(Entries with page source code)

--------------------

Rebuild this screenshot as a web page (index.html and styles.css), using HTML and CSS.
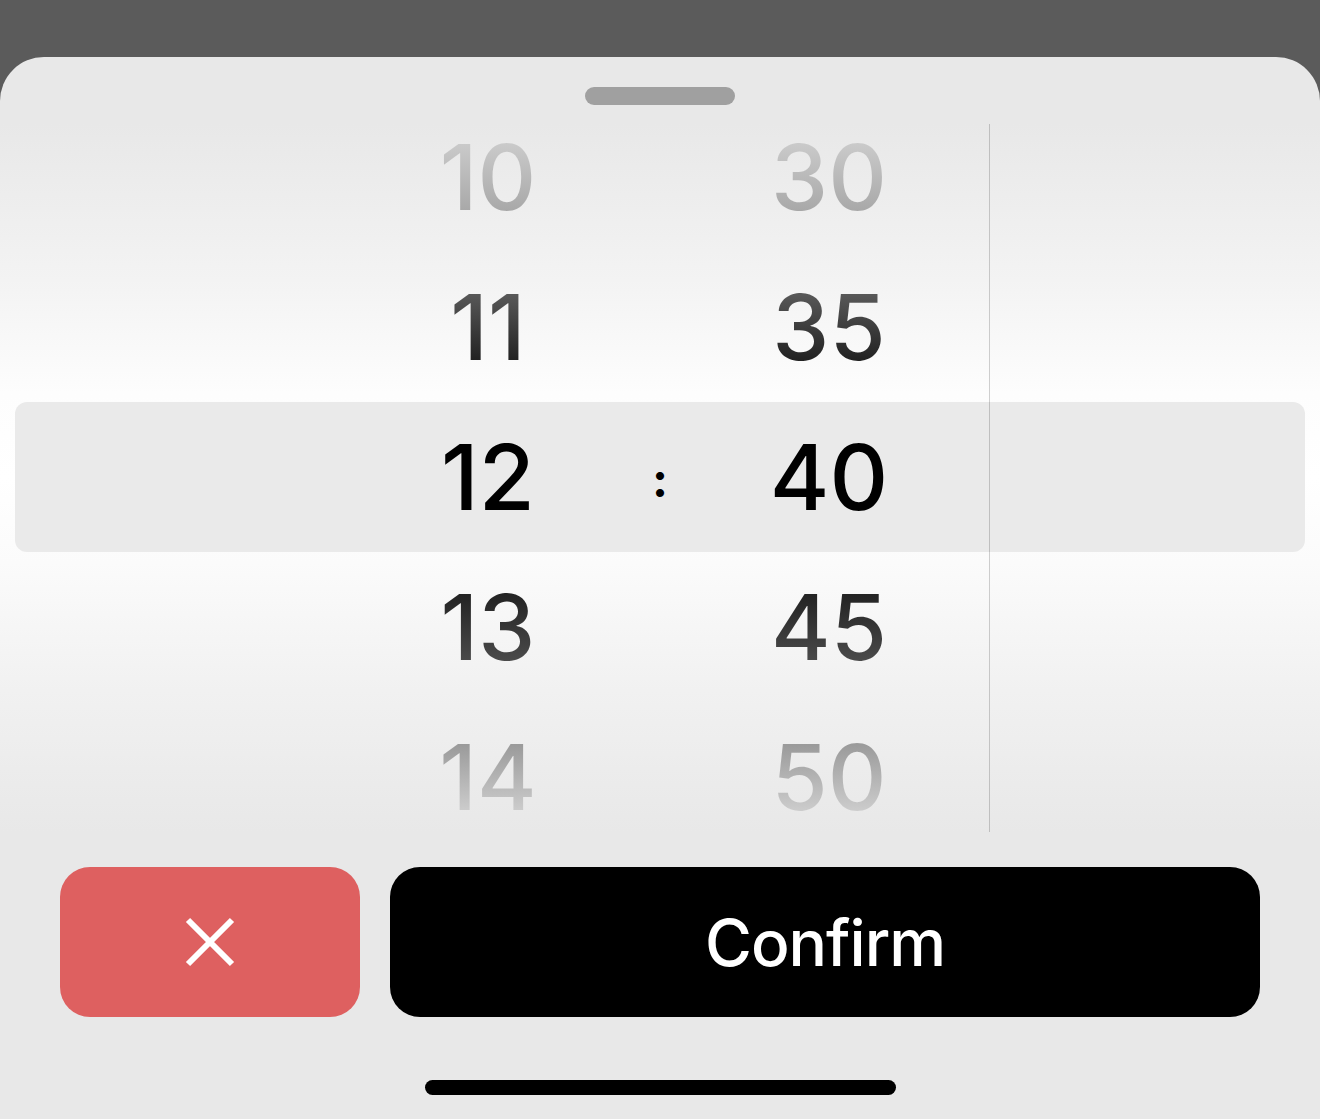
FILE: index.html
```html
<!DOCTYPE html>
<html lang="en">
<head>
<meta charset="utf-8">
<title>Time picker</title>
<link rel="stylesheet" href="styles.css">
</head>
<body>
<div class="sheet">
  <div class="grabber"></div>
  <div class="picker">
    <div class="band"></div>
    <div class="cols">
      <div class="spacer"></div>
      <div class="col hours">
        <div class="row first">10</div>
        <div class="row">11</div>
        <div class="row">12</div>
        <div class="row">13</div>
        <div class="row last">14</div>
      </div>
      <div class="colon">:</div>
      <div class="col minutes">
        <div class="row first">30</div>
        <div class="row">35</div>
        <div class="row">40</div>
        <div class="row">45</div>
        <div class="row last">50</div>
      </div>
      <div class="extra"></div>
    </div>
  </div>
  <div class="actions">
    <button class="btn cancel" aria-label="Cancel">
      <svg width="52" height="52" viewBox="0 0 52 52"><path d="M4 4 L48 48 M48 4 L4 48" stroke="#fff" stroke-width="6" fill="none"/></svg>
    </button>
    <button class="btn confirm">Confirm</button>
  </div>
  <div class="home"></div>
</div>
</body>
</html>
```
FILE: styles.css
```css
html, body {
  margin: 0;
  padding: 0;
}
body {
  background: #5b5b5b;
  height: 1119px;
  overflow: hidden;
  font-family: Inter, "Liberation Sans", sans-serif;
}
.sheet {
  margin-top: 57px;
  height: 1062px;
  background: #e8e8e8;
  border-radius: 44px 44px 0 0;
  display: flex;
  flex-direction: column;
  align-items: center;
}
.grabber {
  margin-top: 30px;
  width: 150px;
  height: 18px;
  border-radius: 9px;
  background: #a0a0a0;
}
.picker {
  margin-top: 19px;
  width: 100%;
  height: 708px;
  position: relative;
  background: linear-gradient(to bottom, #e8e8e8 0%, #f3f3f3 22%, #fdfdfd 38%, #ffffff 50%, #fbfbfb 62%, #f1f1f1 80%, #e8e8e8 100%);
}
.band {
  position: absolute;
  left: 15px;
  right: 15px;
  top: 278px;
  height: 150px;
  border-radius: 12px;
  background: #eaeaea;
}
.cols {
  position: relative;
  display: grid;
  grid-template-columns: 388px 200px 144px 194px 1fr;
  height: 100%;
  align-items: start;
}
.col {
  display: flex;
  flex-direction: column;
  background: linear-gradient(to bottom,
    #cbcbcb 18px,
    #a9a9a9 85px,
    #585858 170px,
    #232323 235px,
    #000000 278px,
    #000000 428px,
    #232323 470px,
    #494949 535px,
    #9a9a9a 620px,
    #cdcdcd 688px);
  -webkit-background-clip: text;
  background-clip: text;
  color: transparent;
}
.row {
  height: 150px;
  line-height: 150px;
  font-size: 91px;
  font-weight: 500;
  text-align: center;
  color: transparent;
}
.row.first {
  height: 106px;
  line-height: 106px;
  padding-bottom: 22px;
}
.row.last {
  height: 106px;
  line-height: 106px;
  padding-top: 22px;
}
.colon {
  align-self: center;
  text-align: center;
  font-size: 48px;
  font-weight: 700;
  line-height: 150px;
  color: #000;
  padding-top: 3px;
}
.extra {
  align-self: stretch;
  margin-left: 63px;
  border-left: 1px solid rgba(0, 0, 0, 0.18);
}
.actions {
  margin-top: 35px;
  width: 1200px;
  display: flex;
  gap: 30px;
}
.btn {
  height: 150px;
  border: none;
  border-radius: 30px;
  padding: 0;
  display: flex;
  align-items: center;
  justify-content: center;
  font-family: Inter, "Liberation Sans", sans-serif;
}
.cancel {
  width: 300px;
  background: #de6060;
}
.confirm {
  flex: 1;
  background: #000;
  color: #fff;
  font-size: 64px;
  font-weight: 500;
  letter-spacing: -1px;
}
.home {
  margin-top: 63px;
  width: 471px;
  height: 15px;
  border-radius: 8px;
  background: #000;
}
```
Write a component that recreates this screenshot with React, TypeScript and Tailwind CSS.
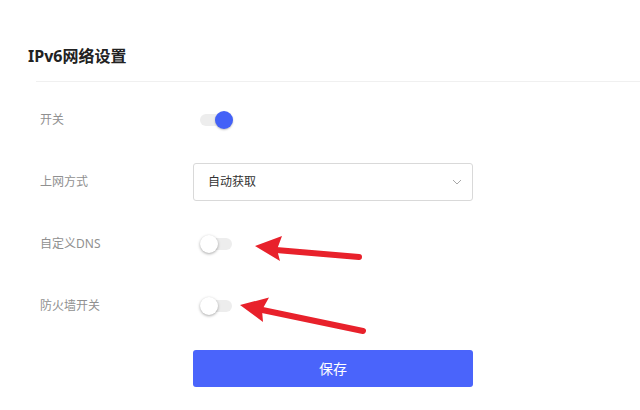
import React from "react";

const font = { fontFamily: '"Noto Sans", "Noto Sans CJK SC", sans-serif' };

function Toggle({ on }: { on: boolean }) {
  return (
    <div className="relative ml-[7px] h-[18px] w-[32px]">
      <div className="absolute left-0 top-[3px] h-[12px] w-[32px] rounded-full bg-[#ededed]" />
      {on ? (
        <div className="absolute right-[-1px] top-0 h-[18px] w-[18px] rounded-full bg-[#4361f7] shadow-[0_1px_2px_rgba(0,0,0,0.25)]" />
      ) : (
        <div className="absolute left-0 top-0 h-[18px] w-[18px] rounded-full bg-white shadow-[0_1px_3px_rgba(0,0,0,0.35)]" />
      )}
    </div>
  );
}

function Row({ label, children }: { label: string; children: React.ReactNode }) {
  return (
    <div className="flex h-[62px] items-center">
      <div className="w-[193px] shrink-0 pl-[40px] text-[12px] text-[#909090]">{label}</div>
      <div className="flex w-[280px] items-center">{children}</div>
    </div>
  );
}

export default function App() {
  return (
    <div className="relative h-[410px] w-[640px] overflow-hidden bg-white" style={font}>
      <div className="pl-[28px] pt-[45px] text-[16px] font-bold leading-[22px] text-[#222]">IPv6网络设置</div>
      <div className="ml-[36px] mt-[14px] h-[1px] bg-[#f0f0f0]" />
      <div className="pt-[7px]">
        <Row label="开关">
          <Toggle on />
        </Row>
        <Row label="上网方式">
          <div className="flex h-[38px] w-[280px] items-center justify-between rounded-[3px] border border-[#d9d9d9] pl-[14px] pr-[10px] text-[12px] text-[#333]">
            <span>自动获取</span>
            <svg width="10" height="6" viewBox="0 0 10 6" fill="none">
              <path d="M1 1L5 5L9 1" stroke="#a8a8a8" strokeWidth="1" />
            </svg>
          </div>
        </Row>
        <Row label="自定义DNS">
          <Toggle on={false} />
        </Row>
        <Row label="防火墙开关">
          <Toggle on={false} />
        </Row>
        <div className="flex h-[62px] items-center">
          <div className="w-[193px] shrink-0" />
          <button className="h-[37px] w-[280px] rounded-[3px] bg-[#4a64fb] text-[14px] text-white">保存</button>
        </div>
      </div>
      <svg className="pointer-events-none absolute left-0 top-0" width="640" height="410" viewBox="0 0 640 410">
        <line x1="276" y1="250" x2="359" y2="257" stroke="#e8212b" strokeWidth="6" strokeLinecap="round" />
        <polygon points="255,246 282,236 277,249.5 280,261" fill="#e8212b" />
        <line x1="260" y1="309.5" x2="363" y2="331" stroke="#e8212b" strokeWidth="6" strokeLinecap="round" />
        <polygon points="240,305 269,297.5 262,310 263,322" fill="#e8212b" />
      </svg>
    </div>
  );
}
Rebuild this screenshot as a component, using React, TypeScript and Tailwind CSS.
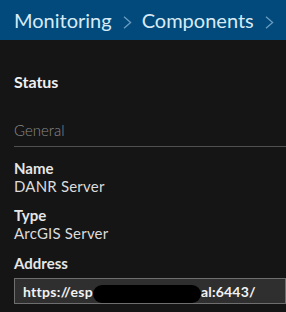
import React from 'react';

const font = { fontFamily: '"Lato", "Noto Sans", sans-serif' };

function Chevron() {
  return (
    <svg width="9" height="13" viewBox="0 0 9 13" className="ml-[11px] mr-[10px] mt-[4px] shrink-0">
      <path d="M1 0.8 L7.6 6.5 L1 12.2" fill="none" stroke="#6a9cc2" strokeWidth="1.3" />
    </svg>
  );
}

function Field({ label, value }: { label: string; value: string }) {
  return (
    <div className="flex flex-col">
      <div className="text-[15px] font-bold leading-[18px] text-[#e6e6e6]">{label}</div>
      <div className="text-[15px] tracking-[0.2px] leading-[19px] text-[#dcdcdc]">{value}</div>
    </div>
  );
}

export default function App() {
  return (
    <div className="h-[312px] w-[286px] overflow-hidden bg-[#151515]" style={font}>
      <div className="flex h-[40px] items-center whitespace-nowrap bg-[#014a7b] pl-[14px] text-[20px] text-[#d7eaf6]">
        <span>Monitoring</span>
        <Chevron />
        <span>Components</span>
        <Chevron />
      </div>

      <div className="pl-[14px]">
        <div className="pt-[32px] text-[16px] font-bold leading-[20px] text-[#f0f0f0]">Status</div>

        <div className="mt-[28px] border-b border-[#505050] pb-[6px] text-[15px] font-light leading-[20px] text-[#8a8a8a]">
          General
        </div>

        <div className="mt-[12px] flex flex-col gap-[10px]">
          <Field label="Name" value="DANR Server" />
          <Field label="Type" value="ArcGIS Server" />
          <div className="mt-[1px] flex flex-col">
            <div className="text-[15px] font-bold leading-[18px] text-[#e6e6e6]">Address</div>
            <div className="mt-[6px] flex h-[26px] items-center whitespace-nowrap border border-[#6e6e6e] bg-[#2f2f2f] pl-[8px] text-[14px] font-bold text-[#f2f2f2]">
              <span className="tracking-[0.3px]">https://esp</span>
              <span className="mt-[5px] inline-block h-[18px] w-[108px] shrink-0 rounded-full bg-black" />
              <span className="tracking-[0.2px]">al:6443/</span>
            </div>
          </div>
        </div>
      </div>
    </div>
  );
}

--------------------

Gather every line containing the word "this" and copy it.

Rebuild this screenshot as a web page (index.html and styles.css), using HTML and CSS.
Write a component that recreates this screenshot with React, TypeScript and Tailwind CSS.
Rebuild this screenshot as a component, using React, TypeScript and Tailwind CSS.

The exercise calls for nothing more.